In response, the industry’s two heavy-hitters—DC Comics and Marvel—both cut back on monthly titles (Marvel from more than forty down to thirty-two). Each brought in more money via licensing deals than in the comics that its heroes appeared in. Lee told the Times that he felt the new in-house licensing division might have ruffled feathers, since some artists and writers had to turn their attention to that part of the business. “It used to be that the only artists in the place were drawing the strips,” he explained. “Now we have artists who have to draw box tops.”40 The nightmare scenario for comic book purists had come true—the Spider-Man lunchboxes and bath towels were now more important to the corporation that owned Marvel than the comic books that ran the superhero stories.
Both DC and Marvel faced declining circulation across the decade, so each determined that quantity would make up for the losses. Overall sales grew, but the standing of the entire industry seemed less stable. Prior to the cutbacks, the two market leaders published dozens of new titles in a vain attempt at profitability. In 1979, Marvel’s operating income was a measly $1.5 million after sales that exceeded $23 million.41 In this kind of tight financial pinch, Lee’s Hollywood deal making held endless potential if the company could deliver a hit or build up its licensing business. The traditional notion that comic books drove licensing deals was flipped on its head. Clearly, the big two of Marvel and DC were licensing agencies first, because that drove profits.

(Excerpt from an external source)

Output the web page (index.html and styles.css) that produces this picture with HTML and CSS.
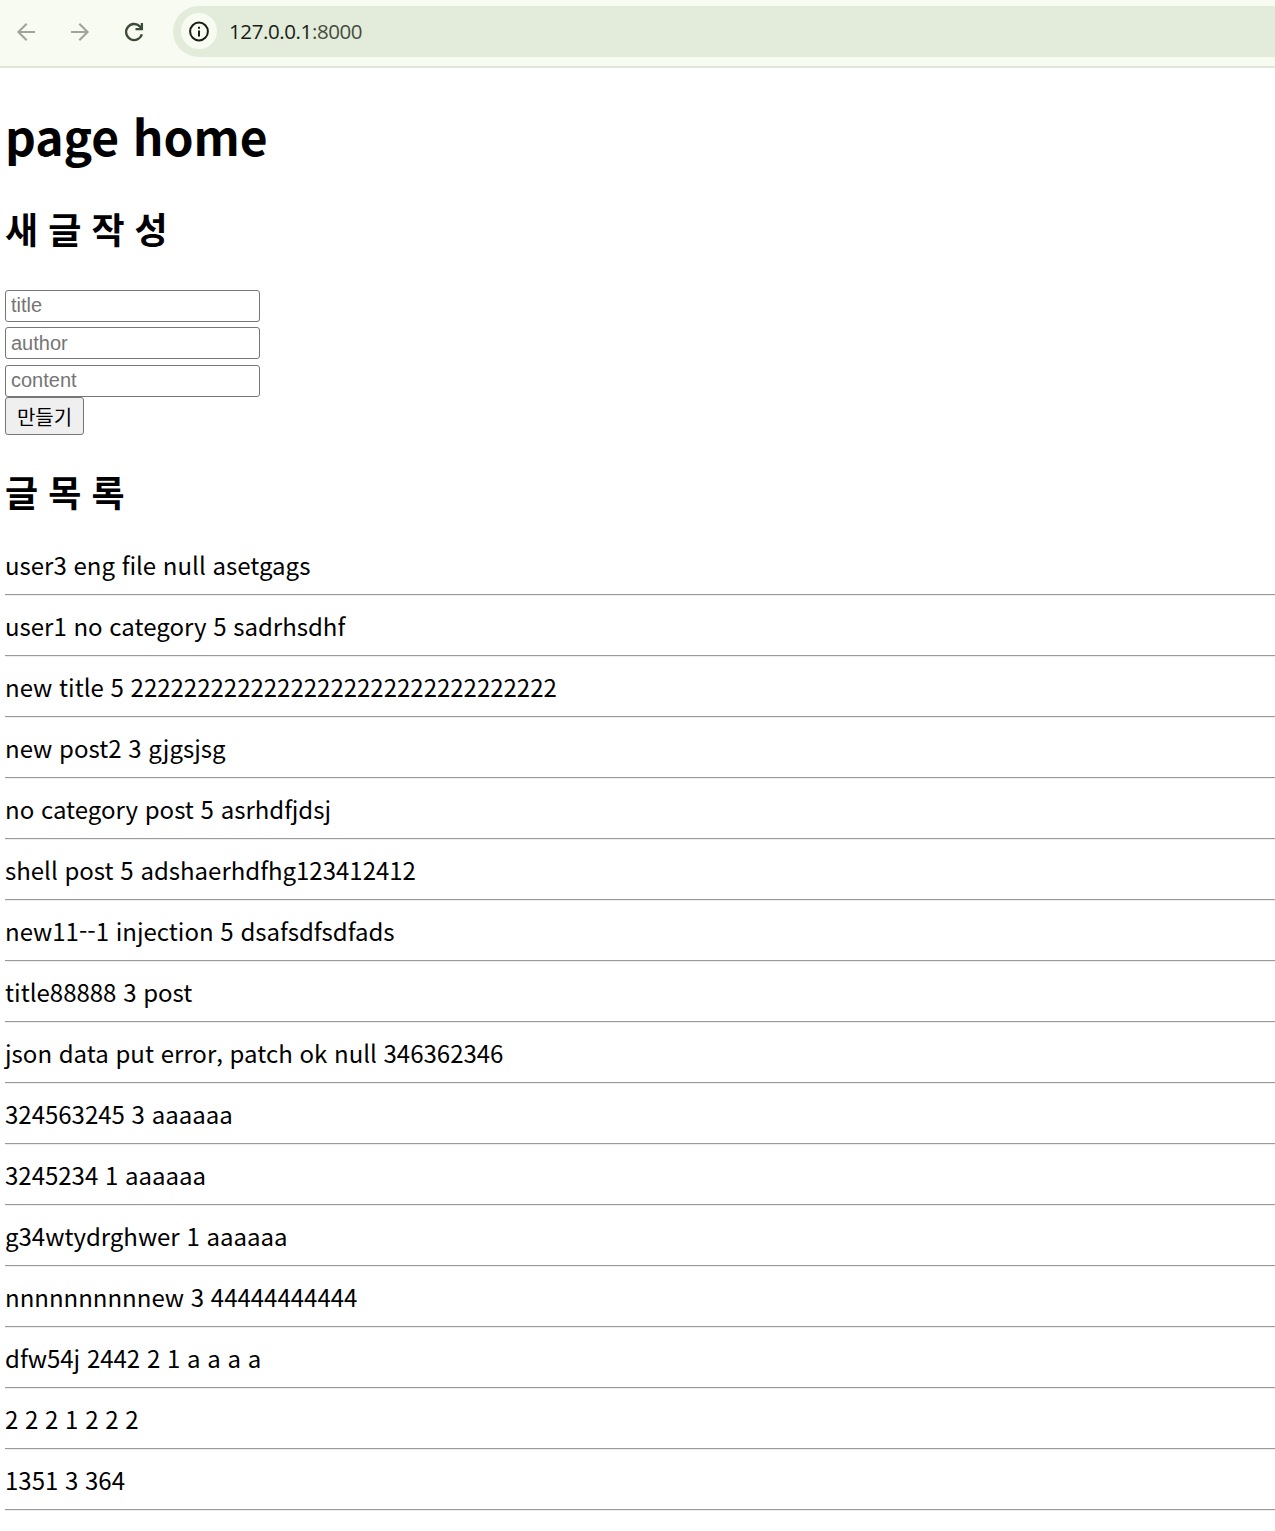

Depending on one’s perspective, the end of the 1970s could have been a total downer or the beginning of something big for Lee. The era contained elements of both sentiments for him. On one hand, as Marvel publisher, he earned over $150,000 a year and had steady added income from college lectures and working on television projects (he was paid separately for this work). Fans mobbed him at comic book conventions and college students cheered thunderously when he appeared on campus. They packed tightly around him, just to inch a little closer to the man who created their heroes and essentially provided a central narrative of their young lives.
Even with so many avenues going in his direction, however, Lee chafed at the thought that he couldn’t get out of comic books. He really wanted to make it in Hollywood. Although the superhero craze had lasted more than a decade and Lee delighted in the characters he cocreated, he fully expected the genre to fade into oblivion. Increasingly, he faced more than a little regret when he spoke about his career, explaining to a reporter: “I would have liked to make movies, to be a director or a screenwriter, to have a job like Norm Lear or Freddie Silverman. I’d like to be doing what I’m doing here, but in a bigger arena.”42 Although a celebrity in his own right and a downright hero to fans globally, Lee couldn’t shake the notion that he could be doing more.
As Lee searched for additional outlets for his superheroes, the effort increasingly brought him to Hollywood, the great American dream factory. As he envisioned the next phase of his career, he looked West to California’s golden shores.